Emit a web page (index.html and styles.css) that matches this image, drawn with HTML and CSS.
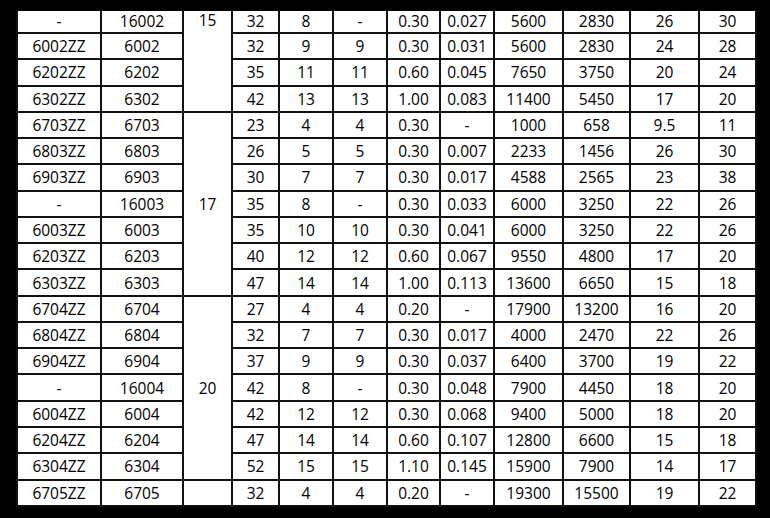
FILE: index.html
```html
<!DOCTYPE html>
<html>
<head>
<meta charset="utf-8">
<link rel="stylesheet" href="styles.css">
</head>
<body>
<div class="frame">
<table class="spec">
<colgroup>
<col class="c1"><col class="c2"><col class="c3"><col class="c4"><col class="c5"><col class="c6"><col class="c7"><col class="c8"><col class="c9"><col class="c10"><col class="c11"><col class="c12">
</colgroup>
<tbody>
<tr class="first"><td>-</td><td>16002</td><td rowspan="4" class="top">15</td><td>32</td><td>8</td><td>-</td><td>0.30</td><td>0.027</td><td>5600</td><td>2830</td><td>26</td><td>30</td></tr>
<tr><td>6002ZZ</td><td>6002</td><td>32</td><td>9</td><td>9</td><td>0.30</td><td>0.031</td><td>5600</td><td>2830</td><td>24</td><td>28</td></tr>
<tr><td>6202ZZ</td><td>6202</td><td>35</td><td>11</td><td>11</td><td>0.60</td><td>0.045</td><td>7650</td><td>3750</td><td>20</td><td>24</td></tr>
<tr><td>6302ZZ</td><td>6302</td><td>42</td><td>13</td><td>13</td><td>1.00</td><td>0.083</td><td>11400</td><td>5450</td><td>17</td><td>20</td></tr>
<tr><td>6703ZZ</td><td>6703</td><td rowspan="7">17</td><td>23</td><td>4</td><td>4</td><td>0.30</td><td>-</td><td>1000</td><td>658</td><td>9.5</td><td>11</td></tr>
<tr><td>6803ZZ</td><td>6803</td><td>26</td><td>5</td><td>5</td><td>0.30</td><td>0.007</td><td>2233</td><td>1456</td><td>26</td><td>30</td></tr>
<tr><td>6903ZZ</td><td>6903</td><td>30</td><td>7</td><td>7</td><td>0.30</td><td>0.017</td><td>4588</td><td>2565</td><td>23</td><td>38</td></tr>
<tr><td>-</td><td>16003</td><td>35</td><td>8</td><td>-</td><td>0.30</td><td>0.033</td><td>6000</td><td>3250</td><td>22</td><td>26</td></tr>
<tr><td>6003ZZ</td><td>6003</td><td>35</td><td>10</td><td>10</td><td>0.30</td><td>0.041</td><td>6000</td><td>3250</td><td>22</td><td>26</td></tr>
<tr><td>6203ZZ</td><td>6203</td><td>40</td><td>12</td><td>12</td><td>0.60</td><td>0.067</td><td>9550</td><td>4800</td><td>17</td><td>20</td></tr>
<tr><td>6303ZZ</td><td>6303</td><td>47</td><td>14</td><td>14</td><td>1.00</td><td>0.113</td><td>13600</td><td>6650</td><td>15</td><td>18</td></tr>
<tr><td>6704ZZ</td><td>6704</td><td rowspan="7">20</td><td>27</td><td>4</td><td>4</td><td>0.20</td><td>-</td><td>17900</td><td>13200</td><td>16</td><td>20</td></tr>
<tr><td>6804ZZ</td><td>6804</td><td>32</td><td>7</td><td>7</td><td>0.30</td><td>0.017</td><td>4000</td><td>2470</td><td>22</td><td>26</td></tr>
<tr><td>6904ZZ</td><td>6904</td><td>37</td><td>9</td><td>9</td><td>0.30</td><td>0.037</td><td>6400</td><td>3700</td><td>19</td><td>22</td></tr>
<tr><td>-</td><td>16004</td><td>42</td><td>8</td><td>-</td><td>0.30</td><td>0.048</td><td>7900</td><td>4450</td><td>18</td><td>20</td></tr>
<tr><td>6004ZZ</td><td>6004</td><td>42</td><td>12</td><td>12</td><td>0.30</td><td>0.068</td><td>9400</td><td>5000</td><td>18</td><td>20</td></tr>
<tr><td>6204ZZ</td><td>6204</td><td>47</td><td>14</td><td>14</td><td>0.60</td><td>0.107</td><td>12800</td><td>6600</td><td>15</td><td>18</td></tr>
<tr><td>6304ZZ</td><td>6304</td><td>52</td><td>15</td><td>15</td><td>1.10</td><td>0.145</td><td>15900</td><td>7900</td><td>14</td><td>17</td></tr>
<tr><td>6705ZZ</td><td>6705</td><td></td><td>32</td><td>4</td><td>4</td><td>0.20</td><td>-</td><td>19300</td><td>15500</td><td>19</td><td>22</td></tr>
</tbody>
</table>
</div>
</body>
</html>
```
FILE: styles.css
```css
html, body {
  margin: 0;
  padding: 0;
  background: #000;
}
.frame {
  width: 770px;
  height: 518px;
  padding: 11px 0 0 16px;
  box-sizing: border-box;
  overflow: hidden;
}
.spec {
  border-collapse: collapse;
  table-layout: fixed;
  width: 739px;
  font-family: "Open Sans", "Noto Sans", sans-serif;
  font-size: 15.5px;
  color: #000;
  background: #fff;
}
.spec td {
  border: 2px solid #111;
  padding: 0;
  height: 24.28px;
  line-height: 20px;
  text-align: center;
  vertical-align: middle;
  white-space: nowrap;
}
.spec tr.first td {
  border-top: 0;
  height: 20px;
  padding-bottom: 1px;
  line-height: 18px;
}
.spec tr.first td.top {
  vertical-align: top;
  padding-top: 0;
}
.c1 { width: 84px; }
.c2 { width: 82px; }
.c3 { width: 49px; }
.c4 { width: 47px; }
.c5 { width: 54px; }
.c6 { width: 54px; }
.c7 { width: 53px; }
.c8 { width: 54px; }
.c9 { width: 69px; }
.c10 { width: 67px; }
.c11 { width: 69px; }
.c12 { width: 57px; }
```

□ □ □ □ □

• [GIVEN INSTRUCTION] All of the lines above should be retyped precisely, apart from the pictures.

• [RESULT]
Emit a web page (index.html and styles.css) that matches this image, drawn with HTML and CSS.
FILE: index.html
```html
<!DOCTYPE html>
<html>
<head>
<meta charset="utf-8">
<link rel="stylesheet" href="styles.css">
</head>
<body>
<div class="frame">
<table class="spec">
<colgroup>
<col class="c1"><col class="c2"><col class="c3"><col class="c4"><col class="c5"><col class="c6"><col class="c7"><col class="c8"><col class="c9"><col class="c10"><col class="c11"><col class="c12">
</colgroup>
<tbody>
<tr class="first"><td>-</td><td>16002</td><td rowspan="4" class="top">15</td><td>32</td><td>8</td><td>-</td><td>0.30</td><td>0.027</td><td>5600</td><td>2830</td><td>26</td><td>30</td></tr>
<tr><td>6002ZZ</td><td>6002</td><td>32</td><td>9</td><td>9</td><td>0.30</td><td>0.031</td><td>5600</td><td>2830</td><td>24</td><td>28</td></tr>
<tr><td>6202ZZ</td><td>6202</td><td>35</td><td>11</td><td>11</td><td>0.60</td><td>0.045</td><td>7650</td><td>3750</td><td>20</td><td>24</td></tr>
<tr><td>6302ZZ</td><td>6302</td><td>42</td><td>13</td><td>13</td><td>1.00</td><td>0.083</td><td>11400</td><td>5450</td><td>17</td><td>20</td></tr>
<tr><td>6703ZZ</td><td>6703</td><td rowspan="7">17</td><td>23</td><td>4</td><td>4</td><td>0.30</td><td>-</td><td>1000</td><td>658</td><td>9.5</td><td>11</td></tr>
<tr><td>6803ZZ</td><td>6803</td><td>26</td><td>5</td><td>5</td><td>0.30</td><td>0.007</td><td>2233</td><td>1456</td><td>26</td><td>30</td></tr>
<tr><td>6903ZZ</td><td>6903</td><td>30</td><td>7</td><td>7</td><td>0.30</td><td>0.017</td><td>4588</td><td>2565</td><td>23</td><td>38</td></tr>
<tr><td>-</td><td>16003</td><td>35</td><td>8</td><td>-</td><td>0.30</td><td>0.033</td><td>6000</td><td>3250</td><td>22</td><td>26</td></tr>
<tr><td>6003ZZ</td><td>6003</td><td>35</td><td>10</td><td>10</td><td>0.30</td><td>0.041</td><td>6000</td><td>3250</td><td>22</td><td>26</td></tr>
<tr><td>6203ZZ</td><td>6203</td><td>40</td><td>12</td><td>12</td><td>0.60</td><td>0.067</td><td>9550</td><td>4800</td><td>17</td><td>20</td></tr>
<tr><td>6303ZZ</td><td>6303</td><td>47</td><td>14</td><td>14</td><td>1.00</td><td>0.113</td><td>13600</td><td>6650</td><td>15</td><td>18</td></tr>
<tr><td>6704ZZ</td><td>6704</td><td rowspan="7">20</td><td>27</td><td>4</td><td>4</td><td>0.20</td><td>-</td><td>17900</td><td>13200</td><td>16</td><td>20</td></tr>
<tr><td>6804ZZ</td><td>6804</td><td>32</td><td>7</td><td>7</td><td>0.30</td><td>0.017</td><td>4000</td><td>2470</td><td>22</td><td>26</td></tr>
<tr><td>6904ZZ</td><td>6904</td><td>37</td><td>9</td><td>9</td><td>0.30</td><td>0.037</td><td>6400</td><td>3700</td><td>19</td><td>22</td></tr>
<tr><td>-</td><td>16004</td><td>42</td><td>8</td><td>-</td><td>0.30</td><td>0.048</td><td>7900</td><td>4450</td><td>18</td><td>20</td></tr>
<tr><td>6004ZZ</td><td>6004</td><td>42</td><td>12</td><td>12</td><td>0.30</td><td>0.068</td><td>9400</td><td>5000</td><td>18</td><td>20</td></tr>
<tr><td>6204ZZ</td><td>6204</td><td>47</td><td>14</td><td>14</td><td>0.60</td><td>0.107</td><td>12800</td><td>6600</td><td>15</td><td>18</td></tr>
<tr><td>6304ZZ</td><td>6304</td><td>52</td><td>15</td><td>15</td><td>1.10</td><td>0.145</td><td>15900</td><td>7900</td><td>14</td><td>17</td></tr>
<tr><td>6705ZZ</td><td>6705</td><td></td><td>32</td><td>4</td><td>4</td><td>0.20</td><td>-</td><td>19300</td><td>15500</td><td>19</td><td>22</td></tr>
</tbody>
</table>
</div>
</body>
</html>
```
FILE: styles.css
```css
html, body {
  margin: 0;
  padding: 0;
  background: #000;
}
.frame {
  width: 770px;
  height: 518px;
  padding: 11px 0 0 16px;
  box-sizing: border-box;
  overflow: hidden;
}
.spec {
  border-collapse: collapse;
  table-layout: fixed;
  width: 739px;
  font-family: "Open Sans", "Noto Sans", sans-serif;
  font-size: 15.5px;
  color: #000;
  background: #fff;
}
.spec td {
  border: 2px solid #111;
  padding: 0;
  height: 24.28px;
  line-height: 20px;
  text-align: center;
  vertical-align: middle;
  white-space: nowrap;
}
.spec tr.first td {
  border-top: 0;
  height: 20px;
  padding-bottom: 1px;
  line-height: 18px;
}
.spec tr.first td.top {
  vertical-align: top;
  padding-top: 0;
}
.c1 { width: 84px; }
.c2 { width: 82px; }
.c3 { width: 49px; }
.c4 { width: 47px; }
.c5 { width: 54px; }
.c6 { width: 54px; }
.c7 { width: 53px; }
.c8 { width: 54px; }
.c9 { width: 69px; }
.c10 { width: 67px; }
.c11 { width: 69px; }
.c12 { width: 57px; }
```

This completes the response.